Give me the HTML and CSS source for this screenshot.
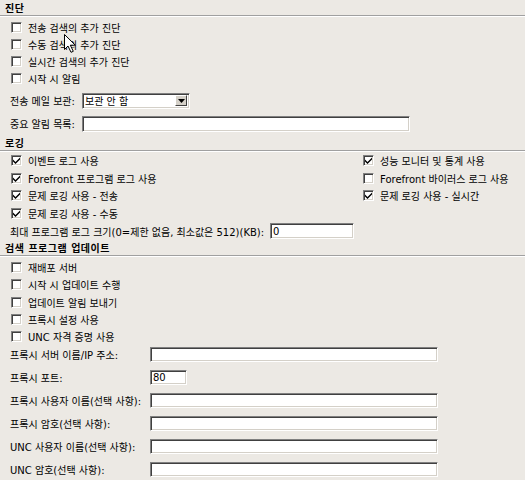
FILE: index.html
```html
<!DOCTYPE html>
<html lang="ko">
<head>
  <meta charset="UTF-8" />
  <title>검색 옵션</title>
  <link rel="stylesheet" href="styles.css">
</head>
<body>
  <div class="panel">

    <h2 class="group-title">진단</h2>
    <div class="group">
      <label class="check"><span class="box"></span>전송 검색의 추가 진단</label>
      <label class="check"><span class="box"></span>수동 검색의 추가 진단</label>
      <label class="check"><span class="box"></span>실시간 검색의 추가 진단</label>
      <label class="check"><span class="box"></span>시작 시 알림</label>
      <div class="field field-short first">
        <span class="field-label">전송 메일 보관:</span>
        <div class="select">보관 안 함<span class="select-btn"><svg width="7" height="4" viewBox="0 0 7 4"><path d="M0 0h7L3.5 4z" fill="#000"/></svg></span></div>
      </div>
      <div class="field field-short">
        <span class="field-label">중요 알림 목록:</span>
        <input class="text wide" type="text" value="">
      </div>
    </div>

    <h2 class="group-title">로깅</h2>
    <div class="group">
      <div class="columns">
        <label class="check"><span class="box on"></span>이벤트 로그 사용</label>
        <label class="check"><span class="box on"></span>성능 모니터 및 통계 사용</label>
        <label class="check"><span class="box on"></span>Forefront 프로그램 로그 사용</label>
        <label class="check"><span class="box"></span>Forefront 바이러스 로그 사용</label>
        <label class="check"><span class="box on"></span>문제 로깅 사용 - 전송</label>
        <label class="check"><span class="box on"></span>문제 로깅 사용 - 실시간</label>
        <label class="check"><span class="box on"></span>문제 로깅 사용 - 수동</label>
      </div>
      <div class="field field-log">
        <span class="field-label">최대 프로그램 로그 크기(0=제한 없음, 최소값은 512)(KB):</span>
        <input class="text log-size" type="text" value="0">
      </div>
    </div>

    <h2 class="group-title">검색 프로그램 업데이트</h2>
    <div class="group">
      <div class="updates">
        <label class="check"><span class="box"></span>재배포 서버</label>
        <label class="check"><span class="box"></span>시작 시 업데이트 수행</label>
        <label class="check"><span class="box"></span>업데이트 알림 보내기</label>
        <label class="check"><span class="box"></span>프록시 설정 사용</label>
        <label class="check"><span class="box"></span>UNC 자격 증명 사용</label>
      </div>
      <div class="proxy">
        <span class="field-label">프록시 서버 이름/IP 주소:</span>
        <input class="text" type="text" value="">
        <span class="field-label">프록시 포트:</span>
        <input class="text port" type="text" value="80">
        <span class="field-label">프록시 사용자 이름(선택 사항):</span>
        <input class="text" type="text" value="">
        <span class="field-label">프록시 암호(선택 사항):</span>
        <input class="text" type="password" value="">
        <span class="field-label">UNC 사용자 이름(선택 사항):</span>
        <input class="text" type="text" value="">
        <span class="field-label">UNC 암호(선택 사항):</span>
        <input class="text" type="password" value="">
      </div>
    </div>

    <!-- mouse pointer caught in the screenshot -->
    <svg class="cursor" width="12" height="19" viewBox="0 0 12 19">
      <path d="M0.5 0.5v15l3.5-3.5 3 6.3 2.3-1-3-6.1h5z" fill="#fff" stroke="#000"/>
    </svg>
  </div>

  <script>
    // checked boxes get their tick
    document.querySelectorAll(".box.on").forEach(b => {
      b.innerHTML = '<svg width="7" height="7" viewBox="0 0 7 7"><path d="M0 2.5l2.5 2.5L7 0.5v2L2.5 7 0 4.5z" fill="#000"/></svg>';
    });
  </script>
</body>
</html>
```

FILE: styles.css
```css
body {
  margin: 0;
  background: #ece9e4;
  font-family: "DejaVu Sans", "Noto Sans CJK KR", sans-serif;
  font-size: 10px;
  color: #000;
}
.panel {
  position: relative;
}
.group-title {
  margin: 0;
  padding: 3px 0 0 5px;
  height: 12px;
  line-height: 12px;
  font-size: 10px;
  font-weight: bold;
  letter-spacing: 0.5px;
  border-bottom: 1px solid #a0a0a0;
  box-shadow: 0 1px 0 #fff;
}
.group {
  padding: 3px 0 0 10px;
}
.check {
  display: flex;
  align-items: center;
  height: 17px;
  white-space: nowrap;
}
.box {
  display: inline-flex;
  align-items: center;
  justify-content: center;
  box-sizing: border-box;
  width: 11px;
  height: 11px;
  margin: 0 6px 0 1px;
  background: #fff;
  border: 1px solid;
  border-color: #808080 #fff #fff #808080;
  box-shadow: inset 1px 1px 0 #404040, inset -1px -1px 0 #d4d0c8;
}
.field {
  display: flex;
  align-items: center;
  height: 23px;
}
.field.first {
  margin-top: 2px;
}
.field-short .field-label {
  width: 72px;
}
.field-label {
  white-space: nowrap;
}
.text,
.select {
  box-sizing: border-box;
  height: 16px;
  padding: 0 2px;
  font-family: inherit;
  font-size: 10px;
  background: #fff;
  border: 1px solid;
  border-color: #808080 #fff #fff #808080;
  box-shadow: inset 1px 1px 0 #404040, inset -1px -1px 0 #d4d0c8;
  outline: none;
}
.select {
  display: flex;
  align-items: center;
  justify-content: space-between;
  width: 108px;
  padding-right: 2px;
}
.select-btn {
  display: flex;
  align-items: center;
  justify-content: center;
  box-sizing: border-box;
  width: 12px;
  height: 11px;
  background: #d4d0c8;
  border: 1px solid;
  border-color: #fff #404040 #404040 #fff;
}
.wide {
  width: 328px;
}

/* logging */
.group:nth-of-type(2) {
  padding-top: 1px;
}
.columns {
  display: grid;
  grid-template-columns: 352px 1fr;
  grid-auto-rows: 17.5px;
}
.field-log {
  height: 18px;
}
.log-size {
  width: 84px;
  margin-left: 6px;
}

/* updates */
.updates .check {
  height: 17.3px;
}
.proxy {
  display: grid;
  grid-template-columns: 140px 288px;
  grid-auto-rows: 23px;
  align-items: center;
  margin-top: -2px;
}
.proxy .text {
  width: 288px;
  height: 15px;
}
.proxy .port {
  width: 37px;
}
.cursor {
  position: absolute;
  left: 64px;
  top: 34px;
}
```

* The exercise: Omitting all images, print the listing exactly.

* Solution to this task:
Give me the HTML and CSS source for this screenshot.
FILE: index.html
```html
<!DOCTYPE html>
<html lang="ko">
<head>
  <meta charset="UTF-8" />
  <title>검색 옵션</title>
  <link rel="stylesheet" href="styles.css">
</head>
<body>
  <div class="panel">

    <h2 class="group-title">진단</h2>
    <div class="group">
      <label class="check"><span class="box"></span>전송 검색의 추가 진단</label>
      <label class="check"><span class="box"></span>수동 검색의 추가 진단</label>
      <label class="check"><span class="box"></span>실시간 검색의 추가 진단</label>
      <label class="check"><span class="box"></span>시작 시 알림</label>
      <div class="field field-short first">
        <span class="field-label">전송 메일 보관:</span>
        <div class="select">보관 안 함<span class="select-btn"><svg width="7" height="4" viewBox="0 0 7 4"><path d="M0 0h7L3.5 4z" fill="#000"/></svg></span></div>
      </div>
      <div class="field field-short">
        <span class="field-label">중요 알림 목록:</span>
        <input class="text wide" type="text" value="">
      </div>
    </div>

    <h2 class="group-title">로깅</h2>
    <div class="group">
      <div class="columns">
        <label class="check"><span class="box on"></span>이벤트 로그 사용</label>
        <label class="check"><span class="box on"></span>성능 모니터 및 통계 사용</label>
        <label class="check"><span class="box on"></span>Forefront 프로그램 로그 사용</label>
        <label class="check"><span class="box"></span>Forefront 바이러스 로그 사용</label>
        <label class="check"><span class="box on"></span>문제 로깅 사용 - 전송</label>
        <label class="check"><span class="box on"></span>문제 로깅 사용 - 실시간</label>
        <label class="check"><span class="box on"></span>문제 로깅 사용 - 수동</label>
      </div>
      <div class="field field-log">
        <span class="field-label">최대 프로그램 로그 크기(0=제한 없음, 최소값은 512)(KB):</span>
        <input class="text log-size" type="text" value="0">
      </div>
    </div>

    <h2 class="group-title">검색 프로그램 업데이트</h2>
    <div class="group">
      <div class="updates">
        <label class="check"><span class="box"></span>재배포 서버</label>
        <label class="check"><span class="box"></span>시작 시 업데이트 수행</label>
        <label class="check"><span class="box"></span>업데이트 알림 보내기</label>
        <label class="check"><span class="box"></span>프록시 설정 사용</label>
        <label class="check"><span class="box"></span>UNC 자격 증명 사용</label>
      </div>
      <div class="proxy">
        <span class="field-label">프록시 서버 이름/IP 주소:</span>
        <input class="text" type="text" value="">
        <span class="field-label">프록시 포트:</span>
        <input class="text port" type="text" value="80">
        <span class="field-label">프록시 사용자 이름(선택 사항):</span>
        <input class="text" type="text" value="">
        <span class="field-label">프록시 암호(선택 사항):</span>
        <input class="text" type="password" value="">
        <span class="field-label">UNC 사용자 이름(선택 사항):</span>
        <input class="text" type="text" value="">
        <span class="field-label">UNC 암호(선택 사항):</span>
        <input class="text" type="password" value="">
      </div>
    </div>

    <!-- mouse pointer caught in the screenshot -->
    <svg class="cursor" width="12" height="19" viewBox="0 0 12 19">
      <path d="M0.5 0.5v15l3.5-3.5 3 6.3 2.3-1-3-6.1h5z" fill="#fff" stroke="#000"/>
    </svg>
  </div>

  <script>
    // checked boxes get their tick
    document.querySelectorAll(".box.on").forEach(b => {
      b.innerHTML = '<svg width="7" height="7" viewBox="0 0 7 7"><path d="M0 2.5l2.5 2.5L7 0.5v2L2.5 7 0 4.5z" fill="#000"/></svg>';
    });
  </script>
</body>
</html>
```

FILE: styles.css
```css
body {
  margin: 0;
  background: #ece9e4;
  font-family: "DejaVu Sans", "Noto Sans CJK KR", sans-serif;
  font-size: 10px;
  color: #000;
}
.panel {
  position: relative;
}
.group-title {
  margin: 0;
  padding: 3px 0 0 5px;
  height: 12px;
  line-height: 12px;
  font-size: 10px;
  font-weight: bold;
  letter-spacing: 0.5px;
  border-bottom: 1px solid #a0a0a0;
  box-shadow: 0 1px 0 #fff;
}
.group {
  padding: 3px 0 0 10px;
}
.check {
  display: flex;
  align-items: center;
  height: 17px;
  white-space: nowrap;
}
.box {
  display: inline-flex;
  align-items: center;
  justify-content: center;
  box-sizing: border-box;
  width: 11px;
  height: 11px;
  margin: 0 6px 0 1px;
  background: #fff;
  border: 1px solid;
  border-color: #808080 #fff #fff #808080;
  box-shadow: inset 1px 1px 0 #404040, inset -1px -1px 0 #d4d0c8;
}
.field {
  display: flex;
  align-items: center;
  height: 23px;
}
.field.first {
  margin-top: 2px;
}
.field-short .field-label {
  width: 72px;
}
.field-label {
  white-space: nowrap;
}
.text,
.select {
  box-sizing: border-box;
  height: 16px;
  padding: 0 2px;
  font-family: inherit;
  font-size: 10px;
  background: #fff;
  border: 1px solid;
  border-color: #808080 #fff #fff #808080;
  box-shadow: inset 1px 1px 0 #404040, inset -1px -1px 0 #d4d0c8;
  outline: none;
}
.select {
  display: flex;
  align-items: center;
  justify-content: space-between;
  width: 108px;
  padding-right: 2px;
}
.select-btn {
  display: flex;
  align-items: center;
  justify-content: center;
  box-sizing: border-box;
  width: 12px;
  height: 11px;
  background: #d4d0c8;
  border: 1px solid;
  border-color: #fff #404040 #404040 #fff;
}
.wide {
  width: 328px;
}

/* logging */
.group:nth-of-type(2) {
  padding-top: 1px;
}
.columns {
  display: grid;
  grid-template-columns: 352px 1fr;
  grid-auto-rows: 17.5px;
}
.field-log {
  height: 18px;
}
.log-size {
  width: 84px;
  margin-left: 6px;
}

/* updates */
.updates .check {
  height: 17.3px;
}
.proxy {
  display: grid;
  grid-template-columns: 140px 288px;
  grid-auto-rows: 23px;
  align-items: center;
  margin-top: -2px;
}
.proxy .text {
  width: 288px;
  height: 15px;
}
.proxy .port {
  width: 37px;
}
.cursor {
  position: absolute;
  left: 64px;
  top: 34px;
}
```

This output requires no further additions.